Report how many lines contain the word "that", with no other text.

▶ [STORED RECORDS]:
-*-*-
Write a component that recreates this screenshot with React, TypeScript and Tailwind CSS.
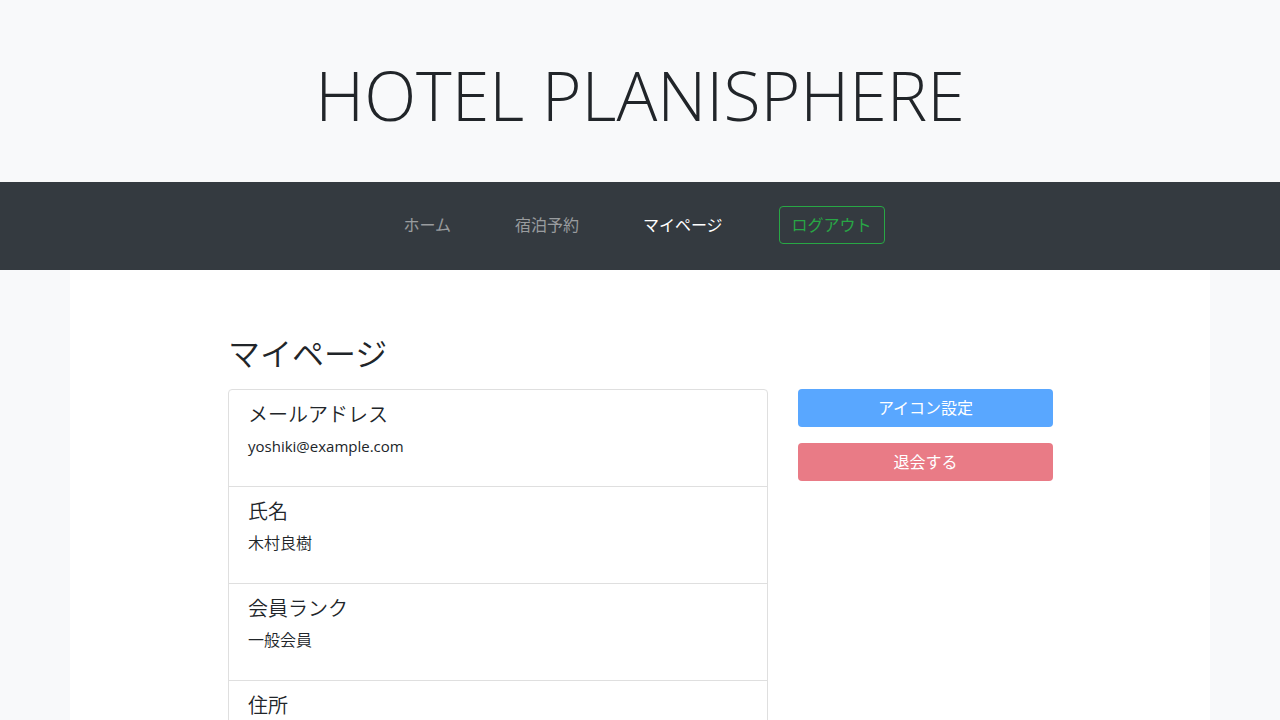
-*-*-
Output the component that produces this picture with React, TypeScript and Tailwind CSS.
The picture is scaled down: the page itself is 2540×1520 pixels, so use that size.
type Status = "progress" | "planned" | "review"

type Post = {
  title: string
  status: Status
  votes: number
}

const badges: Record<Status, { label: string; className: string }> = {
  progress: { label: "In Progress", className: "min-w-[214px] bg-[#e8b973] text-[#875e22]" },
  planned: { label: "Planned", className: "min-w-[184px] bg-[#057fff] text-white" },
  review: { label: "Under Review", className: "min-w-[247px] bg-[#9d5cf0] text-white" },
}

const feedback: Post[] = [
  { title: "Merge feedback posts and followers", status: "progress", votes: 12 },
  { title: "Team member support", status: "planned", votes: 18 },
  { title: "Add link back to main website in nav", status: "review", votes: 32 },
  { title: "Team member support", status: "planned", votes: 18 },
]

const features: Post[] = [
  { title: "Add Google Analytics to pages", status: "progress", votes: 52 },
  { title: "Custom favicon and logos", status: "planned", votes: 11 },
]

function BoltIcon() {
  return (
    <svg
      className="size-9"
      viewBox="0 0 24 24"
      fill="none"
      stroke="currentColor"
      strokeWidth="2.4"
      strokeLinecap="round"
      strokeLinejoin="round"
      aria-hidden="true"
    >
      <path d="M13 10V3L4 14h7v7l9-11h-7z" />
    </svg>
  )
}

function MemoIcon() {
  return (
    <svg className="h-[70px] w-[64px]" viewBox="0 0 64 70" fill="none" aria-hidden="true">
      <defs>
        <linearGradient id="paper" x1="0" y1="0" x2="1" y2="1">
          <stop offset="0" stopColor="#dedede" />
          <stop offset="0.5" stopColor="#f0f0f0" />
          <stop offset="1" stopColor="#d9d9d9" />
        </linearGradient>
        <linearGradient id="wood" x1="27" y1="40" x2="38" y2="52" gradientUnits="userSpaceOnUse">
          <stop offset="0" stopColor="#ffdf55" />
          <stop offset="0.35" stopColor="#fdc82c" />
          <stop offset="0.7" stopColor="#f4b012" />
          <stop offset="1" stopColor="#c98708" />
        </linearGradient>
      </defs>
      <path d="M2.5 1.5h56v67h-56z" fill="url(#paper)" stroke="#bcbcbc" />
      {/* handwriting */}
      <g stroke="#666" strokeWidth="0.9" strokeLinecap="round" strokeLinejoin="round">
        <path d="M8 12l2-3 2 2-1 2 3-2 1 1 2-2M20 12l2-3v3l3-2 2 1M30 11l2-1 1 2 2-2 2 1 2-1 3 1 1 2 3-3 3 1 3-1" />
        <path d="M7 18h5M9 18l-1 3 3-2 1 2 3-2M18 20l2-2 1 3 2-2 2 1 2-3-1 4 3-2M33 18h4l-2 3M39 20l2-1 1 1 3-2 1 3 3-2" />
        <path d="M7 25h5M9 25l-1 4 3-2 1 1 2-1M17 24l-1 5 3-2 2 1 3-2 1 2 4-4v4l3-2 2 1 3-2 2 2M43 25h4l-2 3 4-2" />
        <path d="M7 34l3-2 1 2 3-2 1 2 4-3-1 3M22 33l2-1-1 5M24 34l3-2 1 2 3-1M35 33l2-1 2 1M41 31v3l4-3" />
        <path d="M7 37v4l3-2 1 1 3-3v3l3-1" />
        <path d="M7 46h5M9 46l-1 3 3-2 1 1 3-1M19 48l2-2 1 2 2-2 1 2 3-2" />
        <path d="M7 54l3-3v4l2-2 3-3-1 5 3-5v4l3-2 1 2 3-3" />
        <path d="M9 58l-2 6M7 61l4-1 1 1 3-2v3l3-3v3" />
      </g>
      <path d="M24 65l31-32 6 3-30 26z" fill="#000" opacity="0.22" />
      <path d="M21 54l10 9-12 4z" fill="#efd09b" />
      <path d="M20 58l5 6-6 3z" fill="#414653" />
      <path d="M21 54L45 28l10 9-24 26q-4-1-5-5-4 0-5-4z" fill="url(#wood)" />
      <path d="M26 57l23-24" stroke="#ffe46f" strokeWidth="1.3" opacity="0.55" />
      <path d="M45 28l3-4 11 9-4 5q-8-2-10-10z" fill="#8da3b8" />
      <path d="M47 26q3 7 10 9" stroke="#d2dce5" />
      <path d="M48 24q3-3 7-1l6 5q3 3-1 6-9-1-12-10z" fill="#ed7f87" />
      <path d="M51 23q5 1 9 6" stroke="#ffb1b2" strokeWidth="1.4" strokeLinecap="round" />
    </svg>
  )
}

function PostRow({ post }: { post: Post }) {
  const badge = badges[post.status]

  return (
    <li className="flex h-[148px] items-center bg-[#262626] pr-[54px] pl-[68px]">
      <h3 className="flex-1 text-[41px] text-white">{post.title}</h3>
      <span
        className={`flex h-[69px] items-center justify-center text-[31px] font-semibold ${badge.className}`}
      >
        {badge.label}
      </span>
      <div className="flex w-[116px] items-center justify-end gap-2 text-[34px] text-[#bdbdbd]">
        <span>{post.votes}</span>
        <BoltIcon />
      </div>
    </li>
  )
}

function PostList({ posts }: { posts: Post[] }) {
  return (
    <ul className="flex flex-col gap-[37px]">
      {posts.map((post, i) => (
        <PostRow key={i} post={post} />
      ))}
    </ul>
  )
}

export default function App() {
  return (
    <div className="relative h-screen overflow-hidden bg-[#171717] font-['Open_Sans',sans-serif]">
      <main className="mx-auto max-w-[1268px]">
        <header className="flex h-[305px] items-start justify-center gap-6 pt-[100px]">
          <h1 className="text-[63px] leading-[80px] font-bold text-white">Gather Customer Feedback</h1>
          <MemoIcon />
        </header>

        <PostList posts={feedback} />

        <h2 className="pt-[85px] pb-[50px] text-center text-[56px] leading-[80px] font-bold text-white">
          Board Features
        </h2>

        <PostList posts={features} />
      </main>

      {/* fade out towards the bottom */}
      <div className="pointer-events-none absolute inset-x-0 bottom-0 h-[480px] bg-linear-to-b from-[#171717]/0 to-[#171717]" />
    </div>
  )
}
-*-*-
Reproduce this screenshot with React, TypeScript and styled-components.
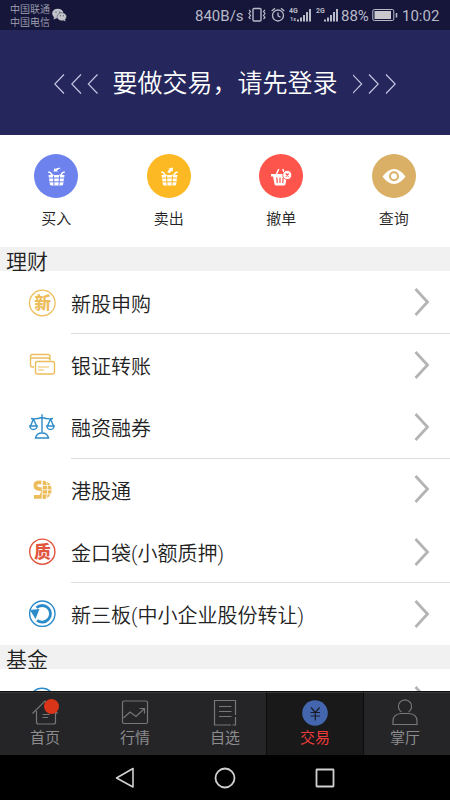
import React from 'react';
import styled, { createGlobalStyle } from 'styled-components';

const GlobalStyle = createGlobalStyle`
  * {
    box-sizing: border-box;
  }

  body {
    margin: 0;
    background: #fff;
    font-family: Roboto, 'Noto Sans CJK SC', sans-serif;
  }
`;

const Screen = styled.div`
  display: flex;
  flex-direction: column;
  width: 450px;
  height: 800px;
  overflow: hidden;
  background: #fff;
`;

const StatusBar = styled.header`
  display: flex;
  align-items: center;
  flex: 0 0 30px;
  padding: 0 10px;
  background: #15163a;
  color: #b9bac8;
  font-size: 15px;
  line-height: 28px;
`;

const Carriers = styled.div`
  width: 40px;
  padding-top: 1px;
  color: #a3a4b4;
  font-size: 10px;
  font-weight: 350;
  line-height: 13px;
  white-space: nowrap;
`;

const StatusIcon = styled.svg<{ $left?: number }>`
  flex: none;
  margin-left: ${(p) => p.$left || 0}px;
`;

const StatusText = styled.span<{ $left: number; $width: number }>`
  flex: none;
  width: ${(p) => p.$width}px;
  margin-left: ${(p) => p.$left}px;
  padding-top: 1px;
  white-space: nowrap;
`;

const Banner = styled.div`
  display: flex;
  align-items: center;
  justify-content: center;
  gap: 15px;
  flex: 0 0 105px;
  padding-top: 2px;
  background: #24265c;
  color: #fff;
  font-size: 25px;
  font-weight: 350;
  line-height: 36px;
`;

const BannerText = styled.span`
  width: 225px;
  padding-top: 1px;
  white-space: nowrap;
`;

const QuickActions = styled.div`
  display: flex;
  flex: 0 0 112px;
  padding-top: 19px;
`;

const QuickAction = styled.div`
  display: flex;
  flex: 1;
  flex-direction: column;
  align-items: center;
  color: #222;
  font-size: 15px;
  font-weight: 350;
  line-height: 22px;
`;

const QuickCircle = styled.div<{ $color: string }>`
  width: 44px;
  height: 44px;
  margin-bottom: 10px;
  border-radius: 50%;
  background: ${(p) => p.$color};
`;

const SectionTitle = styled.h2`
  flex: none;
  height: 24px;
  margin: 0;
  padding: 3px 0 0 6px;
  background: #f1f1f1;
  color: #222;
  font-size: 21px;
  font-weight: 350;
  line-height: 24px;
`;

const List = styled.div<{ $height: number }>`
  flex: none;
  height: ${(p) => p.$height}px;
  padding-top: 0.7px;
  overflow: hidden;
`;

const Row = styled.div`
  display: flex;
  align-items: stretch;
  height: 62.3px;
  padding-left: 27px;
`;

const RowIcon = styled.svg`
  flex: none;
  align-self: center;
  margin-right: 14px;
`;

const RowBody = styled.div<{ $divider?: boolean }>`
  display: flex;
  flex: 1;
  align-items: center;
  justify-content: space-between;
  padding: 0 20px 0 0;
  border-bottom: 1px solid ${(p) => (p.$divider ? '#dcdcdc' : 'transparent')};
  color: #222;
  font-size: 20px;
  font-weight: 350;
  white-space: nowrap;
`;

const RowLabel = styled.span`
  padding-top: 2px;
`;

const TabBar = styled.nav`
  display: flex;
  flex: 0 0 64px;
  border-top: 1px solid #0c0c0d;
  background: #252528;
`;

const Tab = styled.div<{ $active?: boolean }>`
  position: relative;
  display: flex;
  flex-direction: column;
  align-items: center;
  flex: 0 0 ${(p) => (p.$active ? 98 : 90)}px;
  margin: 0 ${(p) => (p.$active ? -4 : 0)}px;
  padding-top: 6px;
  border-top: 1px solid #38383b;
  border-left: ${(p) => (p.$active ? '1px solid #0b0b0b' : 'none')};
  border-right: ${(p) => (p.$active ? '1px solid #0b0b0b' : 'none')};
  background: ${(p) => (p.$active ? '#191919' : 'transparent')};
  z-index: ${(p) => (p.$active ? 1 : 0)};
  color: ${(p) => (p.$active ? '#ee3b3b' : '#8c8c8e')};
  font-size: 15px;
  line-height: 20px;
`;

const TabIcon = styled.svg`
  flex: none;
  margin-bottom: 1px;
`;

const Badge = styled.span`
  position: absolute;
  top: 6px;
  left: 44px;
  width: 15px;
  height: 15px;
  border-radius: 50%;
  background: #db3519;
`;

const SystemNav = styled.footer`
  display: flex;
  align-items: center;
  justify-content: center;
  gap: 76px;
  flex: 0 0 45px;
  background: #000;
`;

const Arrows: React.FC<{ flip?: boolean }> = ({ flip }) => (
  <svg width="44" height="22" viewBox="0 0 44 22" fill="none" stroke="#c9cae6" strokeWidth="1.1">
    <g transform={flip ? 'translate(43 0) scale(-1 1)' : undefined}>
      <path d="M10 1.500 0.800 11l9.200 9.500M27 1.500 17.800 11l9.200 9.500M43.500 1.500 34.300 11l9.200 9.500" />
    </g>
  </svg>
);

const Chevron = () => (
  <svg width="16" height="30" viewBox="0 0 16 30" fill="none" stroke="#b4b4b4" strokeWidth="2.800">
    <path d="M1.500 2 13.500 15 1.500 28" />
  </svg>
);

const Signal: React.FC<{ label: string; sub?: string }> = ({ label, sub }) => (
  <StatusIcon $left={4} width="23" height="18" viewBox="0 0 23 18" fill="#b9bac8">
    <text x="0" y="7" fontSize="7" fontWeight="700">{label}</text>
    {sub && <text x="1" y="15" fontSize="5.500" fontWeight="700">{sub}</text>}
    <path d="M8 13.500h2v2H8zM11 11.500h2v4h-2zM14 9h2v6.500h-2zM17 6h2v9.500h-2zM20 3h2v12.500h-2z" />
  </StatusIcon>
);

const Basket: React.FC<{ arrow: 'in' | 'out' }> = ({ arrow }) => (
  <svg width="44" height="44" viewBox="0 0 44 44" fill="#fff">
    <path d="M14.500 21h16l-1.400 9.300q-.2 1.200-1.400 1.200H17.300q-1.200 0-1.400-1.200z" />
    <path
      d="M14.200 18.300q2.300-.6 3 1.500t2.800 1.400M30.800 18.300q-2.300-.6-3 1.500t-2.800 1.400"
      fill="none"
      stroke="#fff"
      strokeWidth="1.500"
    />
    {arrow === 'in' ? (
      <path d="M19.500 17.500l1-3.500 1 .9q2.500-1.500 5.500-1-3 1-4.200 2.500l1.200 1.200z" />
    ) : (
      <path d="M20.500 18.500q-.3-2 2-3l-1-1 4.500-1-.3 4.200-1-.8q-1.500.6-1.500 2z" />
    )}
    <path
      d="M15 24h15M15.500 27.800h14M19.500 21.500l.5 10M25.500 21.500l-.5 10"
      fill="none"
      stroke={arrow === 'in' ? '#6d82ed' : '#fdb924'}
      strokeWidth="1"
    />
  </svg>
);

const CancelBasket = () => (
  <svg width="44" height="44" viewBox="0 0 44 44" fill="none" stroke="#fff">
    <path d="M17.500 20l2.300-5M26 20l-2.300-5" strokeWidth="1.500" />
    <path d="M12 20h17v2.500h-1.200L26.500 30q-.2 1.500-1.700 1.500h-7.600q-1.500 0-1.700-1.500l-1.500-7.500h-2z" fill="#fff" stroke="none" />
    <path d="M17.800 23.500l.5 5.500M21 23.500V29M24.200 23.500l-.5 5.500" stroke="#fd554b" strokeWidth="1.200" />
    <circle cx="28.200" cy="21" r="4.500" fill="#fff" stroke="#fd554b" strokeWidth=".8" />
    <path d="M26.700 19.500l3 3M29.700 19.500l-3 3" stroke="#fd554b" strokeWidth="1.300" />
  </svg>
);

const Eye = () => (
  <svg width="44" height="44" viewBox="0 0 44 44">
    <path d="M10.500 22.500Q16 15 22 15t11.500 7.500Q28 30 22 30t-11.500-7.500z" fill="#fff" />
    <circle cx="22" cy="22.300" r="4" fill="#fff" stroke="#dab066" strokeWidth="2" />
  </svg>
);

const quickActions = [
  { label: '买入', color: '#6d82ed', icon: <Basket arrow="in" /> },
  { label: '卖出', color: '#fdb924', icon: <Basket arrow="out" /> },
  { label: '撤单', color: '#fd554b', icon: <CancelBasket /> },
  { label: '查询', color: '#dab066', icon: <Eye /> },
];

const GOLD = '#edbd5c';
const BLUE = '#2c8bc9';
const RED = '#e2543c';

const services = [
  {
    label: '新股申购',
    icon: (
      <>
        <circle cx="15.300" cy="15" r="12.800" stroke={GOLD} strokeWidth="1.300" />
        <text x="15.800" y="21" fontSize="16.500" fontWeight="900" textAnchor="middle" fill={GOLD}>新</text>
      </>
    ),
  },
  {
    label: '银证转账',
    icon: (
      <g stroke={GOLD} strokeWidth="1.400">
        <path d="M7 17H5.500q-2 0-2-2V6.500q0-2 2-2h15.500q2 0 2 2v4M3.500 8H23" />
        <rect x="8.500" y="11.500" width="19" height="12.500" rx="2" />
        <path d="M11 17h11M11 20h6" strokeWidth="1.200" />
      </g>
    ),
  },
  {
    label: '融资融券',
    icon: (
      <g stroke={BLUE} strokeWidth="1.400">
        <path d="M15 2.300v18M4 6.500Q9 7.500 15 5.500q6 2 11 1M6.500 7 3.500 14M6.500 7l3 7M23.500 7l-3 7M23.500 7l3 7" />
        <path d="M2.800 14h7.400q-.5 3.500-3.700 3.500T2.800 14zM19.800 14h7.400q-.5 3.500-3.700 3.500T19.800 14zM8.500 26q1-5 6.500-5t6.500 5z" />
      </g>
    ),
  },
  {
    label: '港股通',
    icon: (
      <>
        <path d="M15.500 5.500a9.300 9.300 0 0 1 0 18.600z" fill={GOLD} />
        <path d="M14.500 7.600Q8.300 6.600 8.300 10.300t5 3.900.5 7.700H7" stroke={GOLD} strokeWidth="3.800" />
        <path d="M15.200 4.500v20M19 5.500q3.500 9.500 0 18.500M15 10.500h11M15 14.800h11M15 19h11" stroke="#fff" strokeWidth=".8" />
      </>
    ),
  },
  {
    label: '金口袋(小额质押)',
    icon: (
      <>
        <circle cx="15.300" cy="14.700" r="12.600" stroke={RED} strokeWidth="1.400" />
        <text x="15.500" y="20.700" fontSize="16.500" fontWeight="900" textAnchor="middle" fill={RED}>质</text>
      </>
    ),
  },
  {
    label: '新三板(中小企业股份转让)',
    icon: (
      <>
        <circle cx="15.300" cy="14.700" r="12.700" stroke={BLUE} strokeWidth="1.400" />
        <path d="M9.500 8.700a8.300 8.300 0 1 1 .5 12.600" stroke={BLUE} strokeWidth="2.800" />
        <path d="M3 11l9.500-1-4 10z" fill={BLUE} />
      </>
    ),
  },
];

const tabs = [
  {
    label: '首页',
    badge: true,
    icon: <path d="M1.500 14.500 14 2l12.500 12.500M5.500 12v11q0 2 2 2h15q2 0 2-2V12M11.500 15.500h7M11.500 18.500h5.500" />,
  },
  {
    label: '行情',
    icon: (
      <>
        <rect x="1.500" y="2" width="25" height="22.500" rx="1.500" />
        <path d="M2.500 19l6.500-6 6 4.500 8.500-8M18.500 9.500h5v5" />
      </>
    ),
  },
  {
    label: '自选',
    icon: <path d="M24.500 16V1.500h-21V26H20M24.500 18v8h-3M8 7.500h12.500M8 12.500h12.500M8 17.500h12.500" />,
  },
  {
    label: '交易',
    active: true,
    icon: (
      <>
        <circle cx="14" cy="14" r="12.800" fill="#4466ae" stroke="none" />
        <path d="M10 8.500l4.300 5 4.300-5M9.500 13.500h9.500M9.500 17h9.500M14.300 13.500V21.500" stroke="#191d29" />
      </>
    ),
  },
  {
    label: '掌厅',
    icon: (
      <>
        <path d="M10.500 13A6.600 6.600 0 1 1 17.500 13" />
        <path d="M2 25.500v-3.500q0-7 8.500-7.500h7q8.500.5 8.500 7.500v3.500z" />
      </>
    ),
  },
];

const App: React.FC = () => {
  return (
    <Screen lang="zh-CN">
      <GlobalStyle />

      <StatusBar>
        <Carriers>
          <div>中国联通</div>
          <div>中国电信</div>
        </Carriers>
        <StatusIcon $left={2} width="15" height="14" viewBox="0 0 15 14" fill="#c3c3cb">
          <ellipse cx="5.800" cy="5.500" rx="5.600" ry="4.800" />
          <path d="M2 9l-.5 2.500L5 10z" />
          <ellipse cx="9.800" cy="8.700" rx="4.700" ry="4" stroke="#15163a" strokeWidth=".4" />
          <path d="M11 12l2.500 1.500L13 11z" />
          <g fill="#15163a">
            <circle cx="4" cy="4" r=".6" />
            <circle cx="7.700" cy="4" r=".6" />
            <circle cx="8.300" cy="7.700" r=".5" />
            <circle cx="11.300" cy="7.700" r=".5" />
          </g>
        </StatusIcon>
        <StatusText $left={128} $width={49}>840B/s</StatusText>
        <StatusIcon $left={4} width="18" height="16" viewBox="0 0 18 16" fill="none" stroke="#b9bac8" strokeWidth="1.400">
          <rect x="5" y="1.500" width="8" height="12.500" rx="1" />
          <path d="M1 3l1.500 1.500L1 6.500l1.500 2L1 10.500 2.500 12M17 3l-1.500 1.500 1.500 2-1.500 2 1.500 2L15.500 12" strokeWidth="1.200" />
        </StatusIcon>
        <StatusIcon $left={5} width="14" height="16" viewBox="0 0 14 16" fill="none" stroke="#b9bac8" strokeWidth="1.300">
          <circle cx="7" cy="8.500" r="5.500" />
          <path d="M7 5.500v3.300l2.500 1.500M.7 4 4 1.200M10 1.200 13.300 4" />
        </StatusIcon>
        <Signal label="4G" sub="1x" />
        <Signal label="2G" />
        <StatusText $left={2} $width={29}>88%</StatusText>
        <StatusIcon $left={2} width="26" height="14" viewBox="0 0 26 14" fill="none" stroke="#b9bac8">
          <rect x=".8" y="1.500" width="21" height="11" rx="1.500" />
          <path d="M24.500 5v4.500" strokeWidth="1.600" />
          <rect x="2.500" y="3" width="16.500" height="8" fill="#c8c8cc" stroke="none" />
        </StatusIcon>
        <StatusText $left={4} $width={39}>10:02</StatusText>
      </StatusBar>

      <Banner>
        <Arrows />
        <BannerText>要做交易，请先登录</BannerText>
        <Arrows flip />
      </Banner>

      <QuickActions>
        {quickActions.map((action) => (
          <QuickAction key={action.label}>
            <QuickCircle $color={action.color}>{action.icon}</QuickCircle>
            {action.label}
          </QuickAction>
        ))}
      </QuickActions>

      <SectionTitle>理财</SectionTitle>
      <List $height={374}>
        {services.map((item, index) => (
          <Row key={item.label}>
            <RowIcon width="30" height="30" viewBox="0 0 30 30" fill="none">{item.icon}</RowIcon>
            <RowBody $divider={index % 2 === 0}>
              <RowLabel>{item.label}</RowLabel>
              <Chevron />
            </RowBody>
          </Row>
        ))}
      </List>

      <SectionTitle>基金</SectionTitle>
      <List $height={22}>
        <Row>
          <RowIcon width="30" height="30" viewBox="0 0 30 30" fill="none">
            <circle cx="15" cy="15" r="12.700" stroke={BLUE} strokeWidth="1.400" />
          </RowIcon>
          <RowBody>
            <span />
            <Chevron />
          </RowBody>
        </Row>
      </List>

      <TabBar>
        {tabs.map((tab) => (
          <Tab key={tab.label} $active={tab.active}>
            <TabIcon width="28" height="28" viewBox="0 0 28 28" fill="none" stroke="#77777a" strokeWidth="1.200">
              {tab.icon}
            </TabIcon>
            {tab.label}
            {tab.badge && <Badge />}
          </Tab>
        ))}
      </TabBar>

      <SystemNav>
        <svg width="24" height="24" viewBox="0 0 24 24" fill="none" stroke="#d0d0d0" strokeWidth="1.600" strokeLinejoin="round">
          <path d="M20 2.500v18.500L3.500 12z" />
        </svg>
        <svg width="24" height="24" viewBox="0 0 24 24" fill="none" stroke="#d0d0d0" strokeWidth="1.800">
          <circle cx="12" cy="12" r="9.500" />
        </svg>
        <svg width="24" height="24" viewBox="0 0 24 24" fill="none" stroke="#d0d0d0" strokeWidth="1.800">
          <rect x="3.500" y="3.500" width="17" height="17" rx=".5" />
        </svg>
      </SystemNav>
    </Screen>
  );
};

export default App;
-*-*-
▶ [RESULT FOR THIS TASK]: 3